Not long ago, maybe a month, one Saturday afternoon, we more or less were hanging out in downtown Marietta Glover Park when I heard someone holler my name, “Eddie!”

I looked in the direction of the voice and there was only an old man with a white shaggy beard I didn't recognize. I looked beyond him and there were no one but a couple of teenage girls in evening gowns.

A lot of girls were there that Saturday, with photographers and parent photographers, posing. I think they were posing in their high school prom garb with the big tier water fountain in the background.

Maybe the old white bearded man was calling someone behind me that that sounded like my name, I turned around. More clusters of teenage girls in their evening finery…. Maybe one’s name is Betty and I just thought he said Eddie.

This time he was closer, he said it again. It was plainly “Eddie”. I double-focused on the old dishevel bearded man and saw it wasn’t a shaggy white beard at all, it was a neatly trimmed white beard. And the old man was David Hunter, my first cousin, about eight years younger than me.

We greeted each other. It is always nice to run into David. David told us he was growing a beard because he would be playing Santa Claus at events in December.
David is a community minded person and occasionally I see his picture in the paper doing something for the community.

Last week his picture was in the Marietta Daily Journal playing Santa Claus for a group of kids. Some were sitting in his lap.
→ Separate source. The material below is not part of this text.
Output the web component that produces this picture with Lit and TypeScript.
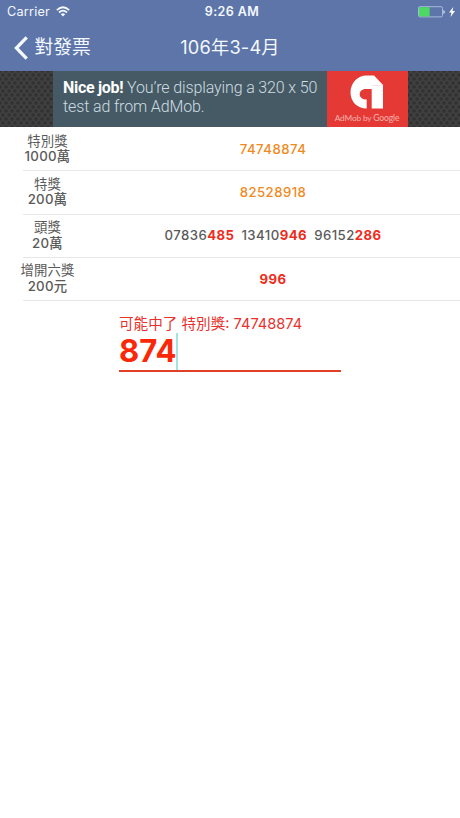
import { LitElement, html, css } from "lit";
import { customElement } from "lit/decorators.js";

interface Prize {
  name: string;
  amount: string;
  tone: string;
  numbers: { head: string; tail: string }[];
}

const prizes: Prize[] = [
  { name: "特別獎", amount: "1000萬", tone: "orange", numbers: [{ head: "74748874", tail: "" }] },
  { name: "特獎", amount: "200萬", tone: "orange", numbers: [{ head: "82528918", tail: "" }] },
  {
    name: "頭獎",
    amount: "20萬",
    tone: "gray",
    numbers: [
      { head: "07836", tail: "485" },
      { head: "13410", tail: "946" },
      { head: "96152", tail: "286" },
    ],
  },
  { name: "增開六獎", amount: "200元", tone: "gray", numbers: [{ head: "", tail: "996" }] },
];

@customElement("status-bar")
class StatusBar extends LitElement {
  static styles = css`
    :host {
      display: grid;
      grid-template-columns: 1fr auto 1fr;
      align-items: center;
      height: 24px;
      padding: 0 5px 0 7px;
      color: #f4f8ff;
      font-size: 12.7px;
      line-height: 24px;
    }
    .left { display: flex; align-items: center; gap: 6px; letter-spacing: 0.2px; }
    .time { font-weight: 600; font-size: 12.5px; letter-spacing: 0.4px; padding-left: 2px; }
    .right { display: flex; align-items: center; justify-content: flex-end; gap: 3px; }
    svg { display: block; }
    .wifi { margin-top: -1px; }
  `;
  render() {
    return html`
      <div class="left">
        <span>Carrier</span>
        <svg class="wifi" width="14" height="11" viewBox="0 0 14 11" fill="none" stroke="#f4f8ff" stroke-width="1.7">
          <path d="M0.8 4.1 Q7 -1.6 13.2 4.1" />
          <path d="M3 6.5 Q7 2.9 11 6.5" />
          <path d="M4.8 8.2 Q7 6.3 9.2 8.2 L7 10.6Z" fill="#f4f8ff" stroke="none" />
        </svg>
      </div>
      <div class="time">9:26 AM</div>
      <div class="right">
        <svg width="28" height="12" viewBox="0 0 28 12">
          <rect x="0.5" y="0.7" width="24" height="10.2" rx="1.4" fill="none" stroke="#a9b9dc" />
          <path d="M1 1.2H11.6v9.2H1z" fill="#4cd964" />
          <path d="M25.5 4c1.6.5 1.6 3.5 0 4z" fill="#f4f8ff" />
        </svg>
        <svg width="6" height="10" viewBox="0 0 6 10">
          <path d="M4.3 0 0 5.6h2.5L1.5 10 6 4H3.5z" fill="#fff" />
        </svg>
      </div>
    `;
  }
}

@customElement("nav-bar")
class NavBar extends LitElement {
  static styles = css`
    :host {
      display: grid;
      grid-template-columns: 1fr auto 1fr;
      align-items: center;
      height: 47px;
      color: #f4f8ff;
      font-size: 18.8px;
      line-height: 47px;
    }
    .back { display: flex; align-items: center; padding-left: 14px; gap: 6.5px; }
    .title { font-size: 18.2px; letter-spacing: 0.2px; }
    svg { display: block; }
  `;
  render() {
    return html`
      <div class="back">
        <svg width="14" height="24" viewBox="0 0 14 24" fill="none" stroke="#f4f8ff" stroke-width="3.3">
          <path d="M12.7 1.4 2.4 12l10.3 10.6" />
        </svg>
        <span>對發票</span>
      </div>
      <div class="title">106年3-4月</div>
      <div></div>
    `;
  }
}

@customElement("ad-banner")
class AdBanner extends LitElement {
  static styles = css`
    :host {
      display: flex;
      justify-content: center;
      height: 56px;
      background-color: #404040;
      background-image: radial-gradient(circle, #323232 0 1.4px, transparent 2.2px),
        radial-gradient(circle, #323232 0 1.4px, transparent 2.2px);
      background-size: 6px 8px;
      background-position: 0 0, 3px 4px;
      font-family: Roboto, sans-serif;
    }
    .copy {
      box-sizing: border-box;
      width: 274px;
      padding: 8px 0 0 10.5px;
      background: #455a64;
      color: #cfdde3;
      font-size: 16px;
      font-weight: 300;
      line-height: 18.7px;
      letter-spacing: -0.13px;
      white-space: nowrap;
    }
    .copy div { height: 18.7px; }
    .copy b { font-weight: 700; color: #fff; letter-spacing: -0.3px; }
    .brand {
      display: flex;
      flex-direction: column;
      align-items: center;
      width: 81px;
      background: #e53935;
      color: #f6b3ae;
      font-family: Lato, sans-serif;
      font-size: 8.3px;
      line-height: 12px;
      white-space: nowrap;
    }
    .brand svg { display: block; margin-top: 4px; }
    .brand .g { font-size: 8.6px; }
    .brand .name { margin-top: 3px; letter-spacing: -0.15px; }
  `;
  render() {
    return html`
      <div class="copy">
        <div class="l1"><b>Nice job!</b> You’re displaying a 320 x 50</div>
        <div class="l2">test ad from AdMob.</div>
      </div>
      <div class="brand">
        <svg width="34" height="34" viewBox="0 0 34 34">
          <path d="M16.7 33.5C7 33.5 .5 26.500 .5 17.500 .5 7.500 8 .5 16.500 .5H24L33 10V33.500H21.700V14H15.800C12 14 9.700 16.500 9.700 19.200c0 3.200 3 5.400 7 5.400z" fill="#fff" />
          <path d="M22 10.500H33L30.500 7.800" fill="none" stroke="#f3d3d2" stroke-width="0.6" />
        </svg>
        <div class="name">AdMob by <span class="g">Google</span></div>
      </div>
    `;
  }
}

@customElement("prize-table")
class PrizeTable extends LitElement {
  static styles = css`
    :host { display: block; }
    .row { display: flex; height: 43.3px; color: #5a5a5a; font-size: 13.3px; }
    .label {
      flex: none;
      width: 95px;
      padding-top: 6.5px;
      box-sizing: border-box;
      text-align: center;
      line-height: 15.5px;
      letter-spacing: 0.1px;
      white-space: nowrap;
    }
    .label div { height: 15.5px; }
    .name { font-size: 13.4px; }
    .amount { font-weight: 500; letter-spacing: 0.25px; }
    .numbers {
      flex: 1;
      display: flex;
      align-items: center;
      justify-content: center;
      gap: 7px;
      padding-right: 9px;
      font-weight: 500;
      font-size: 13.2px;
      letter-spacing: 0.45px;
    }
    .orange { color: #f08a1c; }
    .gray { color: #5a5a5a; }
    .tail { color: #ee2c1c; font-weight: 700; }
    .rule { height: 1px; margin: 0 0 -1px 23px; background: #e7e7e7; }
  `;
  render() {
    return prizes.map(
      (p) => html`
        <div class="row">
          <div class="label">
            <div class="name">${p.name}</div>
            <div class="amount">${p.amount}</div>
          </div>
          <div class="numbers ${p.tone}">
            ${p.numbers.map((n) => html`<span>${n.head}<span class="tail">${n.tail}</span></span>`)}
          </div>
        </div>
        <div class="rule"></div>
      `
    );
  }
}

@customElement("check-field")
class CheckField extends LitElement {
  static styles = css`
    :host { display: block; width: 222px; margin: 16px 0 0 119px; }
    .hint { height: 17px; font-size: 14.6px; line-height: 17px; white-space: nowrap; color: #e8302c; }
    .entry {
      display: flex;
      height: 36.5px;
      border-bottom: 2px solid #e04028;
      color: #fa2808;
      font-size: 31px;
      font-weight: 700;
      line-height: 36px;
    }
    .caret { width: 2px; height: 36.5px; background: #a4e4e0; }
  `;
  render() {
    return html`
      <div class="hint">可能中了 特別獎: 74748874</div>
      <div class="entry"><span class="value">874</span><span class="caret"></span></div>
    `;
  }
}

@customElement("app-root")
class AppRoot extends LitElement {
  static styles = css`
    :host {
      display: block;
      height: 818px;
      overflow: hidden;
      background: #fff;
      font-family: Inter, "Noto Sans CJK TC", sans-serif;
    }
    .header { background: #5d75a9; }
  `;
  render() {
    return html`
      <div class="header">
        <status-bar></status-bar>
        <nav-bar></nav-bar>
      </div>
      <ad-banner></ad-banner>
      <prize-table></prize-table>
      <check-field></check-field>
    `;
  }
}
It reminded me of when David was the age of those children that were around him in the picture.

My Daddy loved to play Santa on the phone to all his nieces and nephews. He called his nieces and nephews one at a time and give a big hearty “Ho Ho Ho” and tell them he was Santa and probably scared them shitless and asked them have they been good and what they wanted for Christmas and things about their school grades. He did a good job. He loved to interact with kids like that. His Ho HO Ho was an enthused Ho Ho Ho, not like the Ho Ho Ho of the bored Santa in Jean ShepArd's CHRISTMAS STORY.

Another thing Daddy did was get his nieces and nephews in his lap and tell them mind bending stories. He made them up as he went along. The story would always be an adventure story starring two little kids that just so happened to have the same names of the two kids sitting on his knees. They would get lost in the woods and have would death one defying close call after another – from hanging on to a log going down a river towards a very high waterfall to being chase by a bear - but they were always saved in the nick of time.

I used to love to sit nearby and listen to story and watch the spell-bound kids engrossed in what they were hearing.

One time, I think it was David and his brother Johnny, were sitting on Daddy’s lap, and David was So drawn into the impossible to get out alive plot he let out a cry and hit Daddy square in the face.

I don’t remember if the story continued or not, I was too busy on the floor rolling in laughter.